Percutaneous valve placement has been under development for many years. The development of this real-time MRI-guided technique for valve delivery may circumvent many of the problems associated with delivering a valve through a relatively small catheter (8
). The ability to obtain direct access to the heart opens up opportunities for the placement of more durable, well-tested devices compared to those available through catheter access, since the port is bigger, the distances are smaller, and the force transduction from the surgeon’s hand to the delivery device is more direct. The large port access and real-time visualization of the surgical field also facilitates the development of methods to remove sections of calcified or otherwise compromised valves.
The distinct advantage of MRI for guiding cardiac surgery is that the surgeon can see “through” the blood, and thus all of the morphological landmarks for positioning the device are visible. The short magnet makes it possible to have high-performance, real-time MRI available while the prosthetic valve is being manipulated under image guidance. In addition to aortic valve replacements, other target applications for real-time MRI-guided cardiac surgery include mitral, pulmonary, and tricuspid valve replacements or repairs (17
Although the current stent-valve is made of FDA-approved components, it may have to be modified to improve long-term fixation pending long-term testing for stent-valve migration. Additional MR-visible markers may be beneficial to ensure that the valve is positioned correctly with respect to the location of the coronary arteries.

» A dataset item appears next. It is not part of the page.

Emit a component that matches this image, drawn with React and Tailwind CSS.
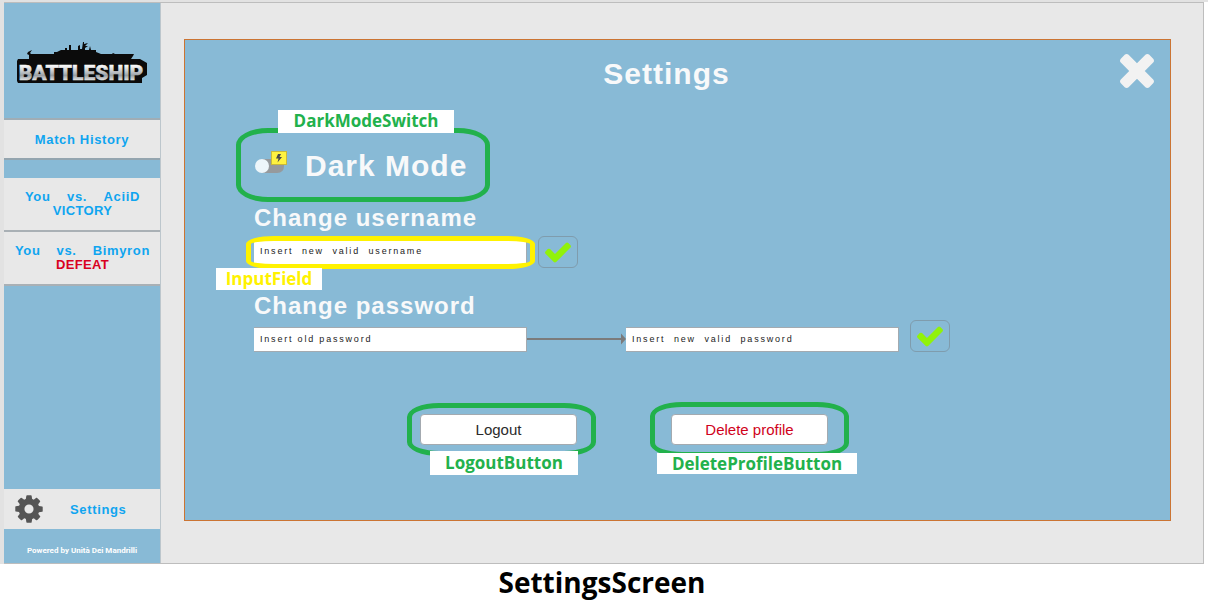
import { useState } from "react";

const CHECK =
  "M1671 566q0 40-28 68l-724 724-136 136q-28 28-68 28t-68-28l-136-136-362-362q-28-28-28-68t28-68l136-136q28-28 68-28t68 28l294 295 656-657q28-28 68-28t68 28l136 136q28 28 28 68z";
const TIMES =
  "M1490 1322q0 40-28 68l-136 136q-28 28-68 28t-68-28l-294-294-294 294q-28 28-68 28t-68-28l-136-136q-28-28-28-68t28-68l294-294-294-294q-28-28-28-68t28-68l136-136q28-28 68-28t68 28l294 294 294-294q28-28 68-28t68 28l136 136q28 28 28 68t-28 68l-294 294 294 294q28 28 28 68z";
const COG =
  "M1152 896q0-106-75-181t-181-75-181 75-75 181 75 181 181 75 181-75 75-181zm512-109v222q0 12-8 23t-20 13l-185 28q-19 54-39 91 35 50 107 138 10 12 10 25t-9 23q-27 37-99 108t-94 71q-12 0-26-9l-138-108q-44 23-91 38-16 136-29 186-7 28-36 28h-222q-14 0-24.500-8.500t-11.500-21.500l-28-184q-49-16-90-37l-141 107q-10 9-25 9-14 0-25-11-126-114-165-168-7-10-7-23 0-12 8-23 15-21 51-66.500t54-70.500q-27-50-41-99l-183-27q-13-2-21-12.500t-8-23.500v-222q0-12 8-23t19-13l186-28q14-46 39-92-40-57-107-138-10-12-10-24 0-10 9-23 26-36 98.500-107.500t94.500-71.500q13 0 26 10l138 107q44-23 91-38 16-136 29-186 7-28 36-28h222q14 0 24.500 8.500t11.500 21.500l28 184q49 16 90 37l142-107q9-9 24-9 13 0 25 10 129 119 165 170 7 8 7 22 0 12-8 23-15 21-51 66.500t-54 70.500q26 50 41 98l183 28q13 2 21 12.500t8 23.500z";

function Logo() {
  return (
    <svg viewBox="0 0 132 46" className="h-[46px] w-[132px]" role="img" aria-label="Battleship">
      <defs>
        <linearGradient id="steel" x1="0" y1="0" x2="0" y2="1">
          <stop offset="0.2" stopColor="#f8f8f8" />
          <stop offset="0.5" stopColor="#b4b9bd" />
          <stop offset="0.6" stopColor="#9aa0a5" />
          <stop offset="0.85" stopColor="#f2f2f2" />
        </linearGradient>
      </defs>
      <path
        d="M13 21V14L11 13L12 11L16 9L14 12L15 13H38V11H41L45 9H49V7H51V9H53V4H55V9H62V5L64 4V8H66L67 1H68V3L72 2L69 5H72L69 7V9H73L74 5L75 9H80V11L85 13H96L97 12L99 13H118L117 15L113 21Z"
        fill="#0b0b0b"
      />
      <path d="M2 18H124L131 22V34L126 37V42H2L1 40V20Z" fill="#0b0b0b" />
      <text
        x="65"
        y="39"
        textAnchor="middle"
        fontFamily="Roboto, 'Liberation Sans', sans-serif"
        fontWeight="900"
        fontSize="21"
        fill="url(#steel)"
        stroke="url(#steel)"
        strokeWidth="0.500"
      >
        BATTLESHIP
      </text>
    </svg>
  );
}

function MatchCard({ opponent, padding, result, color }) {
  return (
    <a href="#match" className={`block h-[54px] border-b-2 border-[#a9b0b5] bg-[#e8e8e8] pt-3 text-[13px] leading-[14px] font-bold ${padding}`}>
      <span className="flex justify-between tracking-wider text-[#0fa5f0]">
        <span>You</span>
        <span>vs.</span>
        <span>{opponent}</span>
      </span>
      <span className={`block text-center tracking-wide ${color}`}>{result}</span>
    </a>
  );
}

function Field({ label, type, text }) {
  return (
    <input
      aria-label={label}
      type={type}
      placeholder={text}
      className="h-[25px] w-[273px] border border-l-0 border-[#a3aab0] bg-white pb-0.5 pl-1.5 text-[9px] tracking-[0.2em] text-[#222] outline-none placeholder:text-[#222]"
    />
  );
}

function ConfirmButton({ label }) {
  return (
    <button type="button" aria-label={label} className="flex h-8 w-10 items-center justify-center rounded-md border border-[#7f9cad]">
      <svg viewBox="0 0 1792 1792" className="h-[30px] w-[30px]" fill="#91f20a">
        <path d={CHECK} />
      </svg>
    </button>
  );
}

function Tag({ className, children }) {
  return (
    <span className={`absolute flex items-center justify-center bg-white font-['Open_Sans','Noto_Sans',sans-serif] text-[17px] leading-none font-bold ${className}`}>
      {children}
    </span>
  );
}

export default function App() {
  const [dark, setDark] = useState(false);
  return (
    <div className="min-h-screen bg-white font-['Liberation_Sans',Arial,sans-serif]">
      <div className="border-t-2 border-l-4 border-[#e2e2e2] pr-1">
        <div className="flex border border-l-0 border-[#bdbdbd] bg-[#e8e8e8]">
          <aside className="flex w-[157px] shrink-0 flex-col border-r border-r-[#bcc6cc] bg-[#88bad6]">
            <div className="flex h-[117px] items-center justify-center border-b-2 border-[#a0adb5] pt-1.5">
              <Logo />
            </div>
            <h2 className="flex h-[38px] items-center justify-center bg-[#e8e8e8] pt-0.5 text-[13px] font-bold tracking-wider text-[#0fa5f0]">
              Match History
            </h2>
            <nav className="border-t-2 border-[#94a5af] pt-[18px]">
              <MatchCard opponent="AciiD" padding="pr-5 pl-[21px]" result="VICTORY" color="text-[#0fa5f0]" />
              <MatchCard opponent="Bimyron" padding="pr-2.5 pl-[11px]" result="DEFEAT" color="text-[#d9001f]" />
            </nav>
            <a href="#settings" className="mt-auto flex h-10 items-center bg-[#e8e8e8] pl-[9px] text-[13px] font-bold tracking-wider text-[#0fa5f0]">
              <svg viewBox="0 0 1792 1792" className="h-8 w-8" fill="#555">
                <path d={COG} />
              </svg>
              <span className="pt-0.5 pl-[25px]">Settings</span>
            </a>
            <p className="h-[34px] pt-1 text-center font-[Roboto,sans-serif] text-[8px] leading-9 font-bold text-white">Powered by Unità Dei Mandrilli</p>
          </aside>

          <main className="flex-1 pt-9 pr-8 pb-[42px] pl-[23px]">
            <section className="border border-[#cb7433] bg-[#88bad6] pb-[75px] text-[#f8f9fa]">
              <header className="flex items-start pt-3.5 pr-4 pl-7">
                <h1 className="flex-1 text-center text-[30px] leading-10 font-bold tracking-[1px]">Settings</h1>
                <button type="button" aria-label="Close settings">
                  <svg viewBox="302 366 1188 1188" className="h-[34px] w-[34px]" fill="#f2f2f2">
                    <path d={TIMES} />
                  </svg>
                </button>
              </header>

              <div className="pt-[52px] pl-[69px]">
                <div className="relative flex w-fit items-center gap-[18px]">
                  <span className="relative block h-[22px] w-[33px]">
                    <input
                      id="dark-mode"
                      type="checkbox"
                      role="switch"
                      checked={dark}
                      onChange={(e) => setDark(e.target.checked)}
                      className="absolute inset-0 m-0 cursor-pointer appearance-none"
                    />
                    <svg viewBox="0 0 33 22" className="pointer-events-none absolute -top-1 left-0 h-[22px] w-[33px]">
                      <path d="M8 8H30V15Q30 22 23 22H8Z" fill="#969a9d" />
                      <circle cx={dark ? 22 : 8} cy="15" r="7" fill="#edf6fa" />
                      <rect x="17.500" y="0.500" width="15" height="13" fill="#fff240" stroke="#c9b93a" />
                      <path d="M24 3L22 7.500H24.500L23.500 11.500L28 6H25.500L27 3Z" fill="#4a4a4a" />
                    </svg>
                  </span>
                  <label htmlFor="dark-mode" className="text-[30px] leading-10 font-bold tracking-[1px]">
                    Dark Mode
                  </label>
                  <span className="pointer-events-none absolute -top-[18px] -right-[23px] -bottom-4 -left-[18px] rounded-[32px/17px] border-5 border-[#22b14c]" />
                  <Tag className="-top-9 left-6 h-[23px] w-44 pb-0.5 text-[#22b14c]">DarkModeSwitch</Tag>
                </div>

                <form onSubmit={(e) => e.preventDefault()}>
                  <h2 className="pt-[18px] pb-1 text-2xl leading-7 font-bold tracking-[1px]">Change username</h2>
                  <div className="flex items-center gap-[11px]">
                    <div className="relative flex">
                      <Field label="New username" type="text" text="Insert  new  valid  username" />
                      <span className="pointer-events-none absolute -top-1 -right-2 -bottom-1 -left-2 rounded-[28px/8px] border-5 border-[#fff200]" />
                      <Tag className="top-7 -left-[38px] h-[22px] w-[106px] text-[#fff200]">InputField</Tag>
                    </div>
                    <ConfirmButton label="Save username" />
                  </div>
                </form>

                <form onSubmit={(e) => e.preventDefault()}>
                  <h2 className="pt-6 text-2xl leading-7 font-bold tracking-[1px]">Change password</h2>
                  <div className="flex items-end">
                    <Field label="Old password" type="password" text="Insert old password" />
                    <svg viewBox="0 0 99 25" className="h-[25px] w-[99px]" aria-hidden="true">
                      <path d="M0 12H95" stroke="#7b7b7b" strokeWidth="2" />
                      <path d="M94 6.500L99 12L94 17.500Z" fill="#7b7b7b" />
                    </svg>
                    <Field label="New password" type="password" text="Insert  new  valid  password" />
                    <span className="pl-[11px]">
                      <ConfirmButton label="Save password" />
                    </span>
                  </div>
                </form>

                <div className="flex gap-[94px] pt-[62px] pl-[166px]">
                  <div className="relative flex">
                    <span className="pointer-events-none absolute -top-[11px] -right-[19px] -bottom-[11px] -left-[13px] rounded-[32px/14px] border-5 border-[#22b14c]" />
                    <button type="button" className="h-[31px] w-[157px] rounded-sm border border-[#a3aab0] bg-white pt-px text-[15px] text-[#2b2b2b]">
                      Logout
                    </button>
                    <Tag className="top-[37px] left-2.5 h-6 w-[148px] pb-0.5 text-[#22b14c]">LogoutButton</Tag>
                  </div>
                  <div className="relative flex">
                    <span className="pointer-events-none absolute -top-3 -right-[21px] -bottom-3 -left-[21px] rounded-[32px/14px] border-5 border-[#22b14c]" />
                    <button type="button" className="h-[31px] w-[157px] rounded-sm border border-[#a3aab0] bg-white pt-px text-[15px] text-[#d0021b]">
                      Delete profile
                    </button>
                    <Tag className="top-[39px] -left-3.5 h-[21px] w-[200px] text-[#22b14c]">DeleteProfileButton</Tag>
                  </div>
                </div>
              </div>
            </section>
          </main>
        </div>
      </div>
      <p className="pr-1 text-center font-['Open_Sans','Noto_Sans',sans-serif] text-[28px] leading-9 font-bold text-black">SettingsScreen</p>
    </div>
  );
}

The ability to measure cardiac function online is also an advantage to performing the surgery within the MR scanner. Myocardial perfusion, blood flow, and valve leaflet motion are all available for the surgeon to observe in the working heart. For revascularization procedures, instant feedback on the impact of the procedure on perfusion is available in addition to anatomic data. For valve repairs, real-time feedback on leaflet function can be used to tailor the repair accordingly. Presently, surgical repairs are done on flaccid, empty hearts, and the ultimate effect of the correction is not apparent until the heart is refilled and beating.
The major limitation of this study is that it entailed a set of acute experiments that were designed to test the feasibility of valve delivery. Many questions remain unanswered, such as those regarding the long-term stability and functionality of the valve, and the response of the heart to the procedure. We are currently designing chronic experiments that we hope will answer important questions about the prevalence of ischemia in the heart and brain, LV aneurysm, and thrombosis in the postoperative period.

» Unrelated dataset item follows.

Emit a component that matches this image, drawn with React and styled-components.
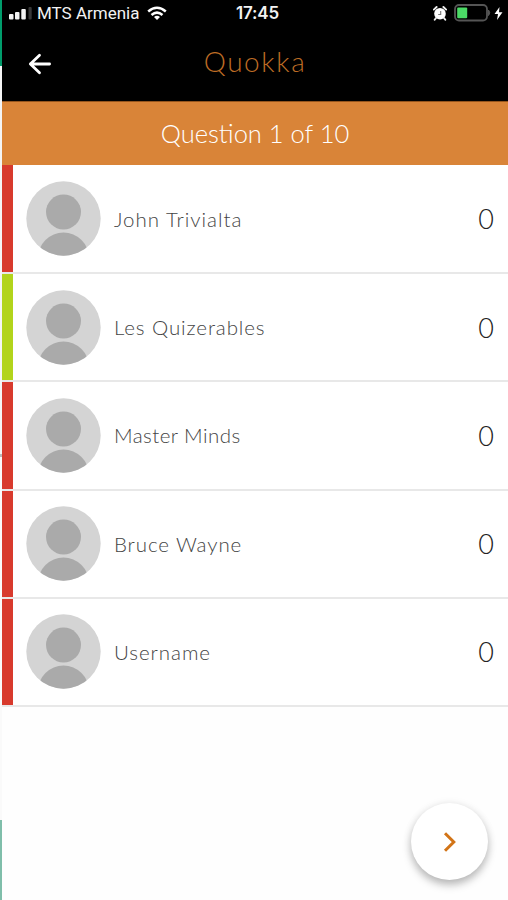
import React from "react";
import styled, { createGlobalStyle } from "styled-components";

const GlobalStyle = createGlobalStyle`
  * { box-sizing: border-box; }
  body { margin: 0; background: #fff; font-family: Lato, sans-serif; }
`;

const Page = styled.div`
  display: grid;
  grid-template-columns: 2px 1fr;
  height: 900px;
  overflow: hidden;
  background: #fefefe;
`;

const Edge = styled.div`
  display: grid;
  grid-template-rows: 66px 388px 3px 363px 80px;
`;

const EdgePart = styled.div`
  background: ${(p) => p.$color};
`;

const Screen = styled.main`
  display: flex;
  flex-direction: column;
  min-width: 0;
`;

const StatusBar = styled.div`
  display: grid;
  grid-template-columns: 1fr auto 1fr;
  align-items: center;
  height: 26px;
  padding: 0 5px 0 7px;
  background: #000;
  color: #f2f2f2;
  font-family: Roboto, sans-serif;
  font-size: 17px;
`;

const StatusGroup = styled.div`
  display: flex;
  align-items: center;
  justify-content: ${(p) => (p.$end ? "flex-end" : "flex-start")};
`;

const BatteryGroup = styled.div`
  display: flex;
  align-items: center;
  gap: 2px;
  margin-left: 7px;
`;

const Carrier = styled.span`
  margin: 0 8px 0 5px;
  white-space: nowrap;
`;

const Clock = styled.span`
  margin-left: 3px;
  font-family: Inter, sans-serif;
  font-size: 17px;
  font-weight: 600;
  letter-spacing: -0.15px;
`;

const Header = styled.header`
  display: grid;
  grid-template-columns: 50px 1fr 50px;
  align-items: center;
  height: 75px;
  background: #000;
`;

const BackButton = styled.button`
  display: flex;
  margin-left: 25px;
  padding: 0;
  border: 0;
  background: none;
`;

const Title = styled.h1`
  margin: -5px 0 0;
  color: #bd6c25;
  font-size: 28px;
  font-weight: 300;
  letter-spacing: 1.6px;
  line-height: 34px;
  text-align: center;
`;

const Banner = styled.div`
  display: flex;
  align-items: center;
  justify-content: center;
  height: 64px;
  padding-bottom: 1px;
  border-top: 1px solid #95551d;
  background: #d98438;
  color: #fff;
  font-size: 25.5px;
  font-weight: 300;
`;

const List = styled.ul`
  margin: 0;
  padding: 0;
  list-style: none;
`;

const Row = styled.li`
  display: flex;
  align-items: center;
  height: 108.25px;
  padding: 0 14px 0 13px;
  border-bottom: 2px solid #e8e8e8;
  background: linear-gradient(to right, ${(p) => p.$color} 11px, #fff 11px);

  &:first-child {
    height: 109px;
  }
`;

const Avatar = styled.svg`
  flex: none;
  width: 75px;
  height: 75px;
  margin-left: 11px;
`;

const Name = styled.span`
  flex: 1;
  margin-left: 13px;
  color: #444;
  font-size: 20.5px;
  font-weight: 300;
  letter-spacing: ${(p) => p.$spacing}px;
`;

const Score = styled.span`
  color: #222;
  font-size: 27px;
  font-weight: 300;
`;

const Footer = styled.footer`
  display: flex;
  flex: 1;
  align-items: flex-end;
  justify-content: flex-end;
  padding: 0 20px 20px 0;
`;

const NextButton = styled.button`
  display: flex;
  align-items: center;
  justify-content: center;
  width: 77px;
  height: 77px;
  padding: 0;
  border: 0;
  border-radius: 50%;
  background: #fff;
  box-shadow: 0 5px 8px rgba(0, 0, 0, 0.25), 0 1px 10px rgba(0, 0, 0, 0.08);
`;

const players = [
  { name: "John Trivialta", color: "#d83a2d", spacing: 1 },
  { name: "Les Quizerables", color: "#b2d41b", spacing: 0.9 },
  { name: "Master Minds", color: "#d83a2d", spacing: 0.45 },
  { name: "Bruce Wayne", color: "#d83a2d", spacing: 0.9 },
  { name: "Username", color: "#d83a2d", spacing: 0.95 },
];

function SignalIcon() {
  return (
    <svg width="23" height="13" viewBox="0 0 23 13" fill="#f4f4f4">
      <rect x="0" y="7" width="4.5" height="5.5" rx="1" />
      <rect x="6" y="5" width="4.5" height="7.5" rx="1" />
      <rect x="12.3" y="2" width="4.5" height="10.5" rx="1" />
      <rect x="19.5" y="0" width="3.2" height="12.5" rx="1" fill="#383838" />
    </svg>
  );
}

function WifiIcon() {
  return (
    <svg width="20" height="15" viewBox="0 0 20 15" fill="none" stroke="#fff" strokeWidth="2.5">
      <path d="M1.2 5.5Q10-2 18.8 5.5M4.5 9Q10 4.2 15.5 9" />
      <path d="M10 14 7 11Q10 8.5 13 11Z" fill="#fff" stroke="none" />
    </svg>
  );
}

function AlarmIcon() {
  return (
    <svg width="14" height="15" viewBox="0 0 14 15">
      <circle cx="7" cy="7.7" r="5.8" fill="#fff" />
      <path d="M.8 3.6 3.6 1M13.2 3.6 10.4 1M3 12 1.7 13.8M11 12l1.3 1.8" stroke="#eee" strokeWidth="1.9" strokeLinecap="round" />
      <path d="M7.7 5V8.5H5.2" fill="none" stroke="#777" strokeWidth="1.1" />
    </svg>
  );
}

function BatteryIcon() {
  return (
    <svg width="38" height="18" viewBox="0 0 38 18">
      <rect x="1" y="1" width="32" height="15.5" rx="4" fill="none" stroke="#555" strokeWidth="1.8" />
      <path d="M34.5 6q2.6 2.8 0 5.6Z" fill="#555" stroke="#555" />
      <rect x="3.2" y="3.4" width="10" height="10.8" rx="1" fill="#4bdb66" />
    </svg>
  );
}

function BoltIcon() {
  return (
    <svg width="9" height="13" viewBox="0 0 9 13">
      <path d="M5.5 0 .5 7H4L3 13 8.5 5.3H5Z" fill="#fff" />
    </svg>
  );
}

function Person({ id }) {
  return (
    <Avatar viewBox="0 0 75 75" aria-hidden="true">
      <clipPath id={id}>
        <circle cx="37.5" cy="37.5" r="37.2" />
      </clipPath>
      <g clipPath={`url(#${id})`}>
        <rect width="75" height="75" fill="#d4d4d4" />
        <circle cx="37.5" cy="31" r="17.5" fill="#aaa" />
        <circle cx="37.5" cy="77" r="25.5" fill="#aaa" />
      </g>
    </Avatar>
  );
}

export default function App() {
  return (
    <>
      <GlobalStyle />
      <Page>
        <Edge>
          <EdgePart $color="#009c6b" />
          <EdgePart $color="#f5f5f5" />
          <EdgePart $color="#b9b9b9" />
          <EdgePart $color="#fafafa" />
          <EdgePart $color="#7fbeaa" />
        </Edge>
        <Screen>
          <StatusBar>
            <StatusGroup>
              <SignalIcon />
              <Carrier>MTS Armenia</Carrier>
              <WifiIcon />
            </StatusGroup>
            <Clock>17:45</Clock>
            <StatusGroup $end>
              <AlarmIcon />
              <BatteryGroup>
                <BatteryIcon />
                <BoltIcon />
              </BatteryGroup>
            </StatusGroup>
          </StatusBar>
          <Header>
            <BackButton aria-label="Back">
              <svg width="26" height="24" viewBox="0 0 26 24" fill="none" stroke="#fff" strokeWidth="2.9" strokeLinecap="round" strokeLinejoin="round">
                <path d="M23.5 12H3.5M13 2.8 3.5 12l9.5 9.2" />
              </svg>
            </BackButton>
            <Title>Quokka</Title>
          </Header>
          <Banner>Question 1 of 10</Banner>
          <List>
            {players.map((p, i) => (
              <Row key={p.name} $color={p.color}>
                <Person id={`avatar-${i}`} />
                <Name $spacing={p.spacing}>{p.name}</Name>
                <Score>0</Score>
              </Row>
            ))}
          </List>
          <Footer>
            <NextButton aria-label="Next">
              <svg width="14" height="22" viewBox="0 0 14 22" fill="none" stroke="#d27417" strokeWidth="3">
                <path d="M2 2.2 10.8 11 2 19.8" />
              </svg>
            </NextButton>
          </Footer>
        </Screen>
      </Page>
    </>
  );
}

Although we have demonstrated here that real-time MRI is an excellent method for guiding valve placement, a number of developments need to occur before this procedure can be evaluated in clinical trials. First, the delivery device must be optimized so that it will have the smallest impact on the ventricle while retaining the ability to deliver a standard valve. The method used to secure the valve needs to be improved to guarantee that the valve will not migrate. Also, a procedure must be developed to extract the calcified diseased valve before the new valve is placed.
Real-time MRI provided better image quality than all competing imaging methods for directing minimally invasive surgery, including x-ray fluoroscopy/angiography (in which some anatomical structures are not visible) and echocardiography (in which the FOV is small and the images are of low quality). The MRI-guided surgery also allowed direct functional assessments to be made prior to, during, and immediately after valve implantation. The combination of real-time noninvasive, noncontrast imaging that can provide both anatomic details and functional assessments will enable the use of minimally invasive approaches that may provide patients with a less morbid and more durable solution to structural heart disease.